Any guidance appreciated - thanks in advance


----------



## luckyoldme (7 June 2017)

i can only speak from my own experience , but yes its totally normal to feel as you do.
I got my first one at 41, and initially it was a disaster i didn t get any help going to buy and when i got the horse home he turned into my worst nightmare. 
I think leaving her out is perfect, let her be a horse for a while and settle inot her new surroundings. My horse was so bad that i decided to take him back, then changed my mind at the last minute.
I was to nervous to ride him so i just brought him in for an hour for feed and fuss, then bit by bit i got my confidence and we did more and more, he is now 28 and enjoying his retirement after giving me 9 years of trouble free hacking.
I think moving is traumatic for a horse, they have n way of knowing you are going to be kind to them, you have to show them ...and that takes time!


----------



## tatty_v (7 June 2017)

Hi littlepiglet, it is normal so don't worry!  When I tried my boy he was perfect - quiet and sensible.  In quarantine he turned into a raving loony - jumping out, tanking off in hand, mini-rears in the stable etc.  As a first time owner who had dreamt of owning a horse since I was tiny, I cried (a lot) and wanted to send him back, but my lovely husband (horse vet) and his vet nurse helped me out and reminded me that his whole world had just been turned upside down so he was bound to behave differently.  It will get better as she settles, but in the meantime there are things you can do to help, for example: 

- stay calm and consistent in your handling and be careful (hat, gloves, don't wrap leadrope around your hand etc)
- try and give her as much of a routine as possible (my boy was better coming in at night than being left out 24/7)
- stick to short rides with company, either another completely sensible horse or a person walking alongside you (very good for settling your nerves too!)
- don't pressure yourself to ride if you don't want to - you can still do things with her on the ground (grooming if she likes that, groundwork to establish manners and to keep her interested etc)
- take any help you can get from more experienced people - they will have gone through this before!
- don't take any of it personally - she's not doing it to get at you, it's likely she's just unsettled following the move
- if you want to up her weight without adding fizz, then maybe a bit of extra hay rather than hard feed

It's entirely possible that there are reasons why she's doing this beyond the change in environment.  For example, it turns out my boy has separation anxiety and so being kept solo for three weeks in quarantine was awful for him.  Equally there could be health reasons for her behaviour, but at this stage I'd just wait and see if she'll settle in time when she gets used to the move.

Good luck! xx


----------



## Sparemare (8 June 2017)

Totally normal.  Having a new horse is as nerve wracking as having a new baby!  How long is the quarantine going to last?


----------



## scats (8 June 2017)

Some horses cope with change better than others and your horse may well be finding the change of home/friends/humans a bit stressful, which has manifested itself in weight loss and anxiety.  It's totally understandable that as a new owner, you them feel anxious as a result of this behaviour.

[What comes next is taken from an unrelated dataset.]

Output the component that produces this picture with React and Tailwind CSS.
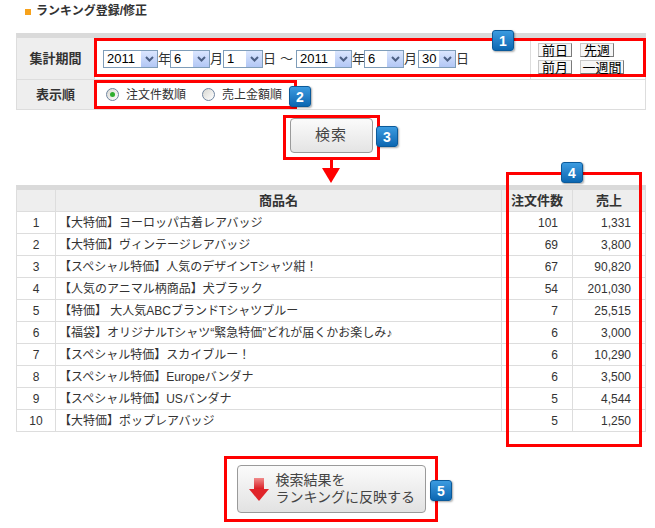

We welcomed a new mare last week and she's still finding her feet.  She's caused my other pony to be a bit silly at times as well, but this will all settle down once new pony gets accustomed to her new routine.

My advice would be to give her a routine and stick to it for the time being.  This often helps new horses settle in because they start to realise what it expected of them.  I find it gives heme a bit of stability.  Obviously once she is settled you can free things up a bit but for now I would have a general routine that you follow every day.

Take the pressure off yourself until you get to know her.  If you want to just get on everyday and go for a little walk then do it, don't feel pressured to do more until you are ready.  In a few weeks time, you will suddenly realise that you are starting to get to know her and your confidence in handling and riding her will increase, although it will probably happen without you even realising.

Good luck xx


----------



## littlepiglet (8 June 2017)

thank you all so much - such positive replies, helping me to feel at ease, I have positive days and negative days. 

I did want to send her back after the first week i'll be honest - definately had second thoughts. 

I did have a good lesson with my instructor last night so came out of that feeling positive. She has never done anything wrong riding wise but I still feel nervous at the thought of riding, during the day its all I can think about. Silly I know but I'm sure it will improve with time. 

At the moment, being out is helping her settle in and she seems happy and is grazing away checking every now and then that she can see the others so isn't alone! 

Quarantine is another few weeks (8 worst case!) its not ideal but I do have a routine in that I bring her in in the morning and give breakfast and have a groom and then evenings are riding twice in eve in week and both days at weekend. 

Wondering what peoples thoughts are on assisted/part livery? DIY is quite overwhelming to a newbie!


----------



## SEL (8 June 2017)

Why is your quarantine so long? Even with strangles testing and various waiting for results etc I've never seen one go over 4 weeks. I'd definitely leave her out. We've had a few on box rest for various ailments recently and they start to bounce off all 4 walls after a while.

DIY is a lot of work full stop - even for non newbies - esp when you have to fit everything around a job and the rest of your life. You will get into a routine and you will stop feeling guilty that everything isn't 100%. If there is the opportunity to put her onto assisted and have someone help you one end of the day then that's quite nice for taking the pressure off.

I remember when a good friend of mine got her first horse in her late 40s. She got the little mare in October just as the weather changed to wet, cold and windy and by Xmas she was ready to give up. Luckily we all persuaded her to hang on through the horrible winter we had and 8 years later she's having a fabulous time happy hacking her horse. Hang on in there!


----------



## littlepiglet (8 June 2017)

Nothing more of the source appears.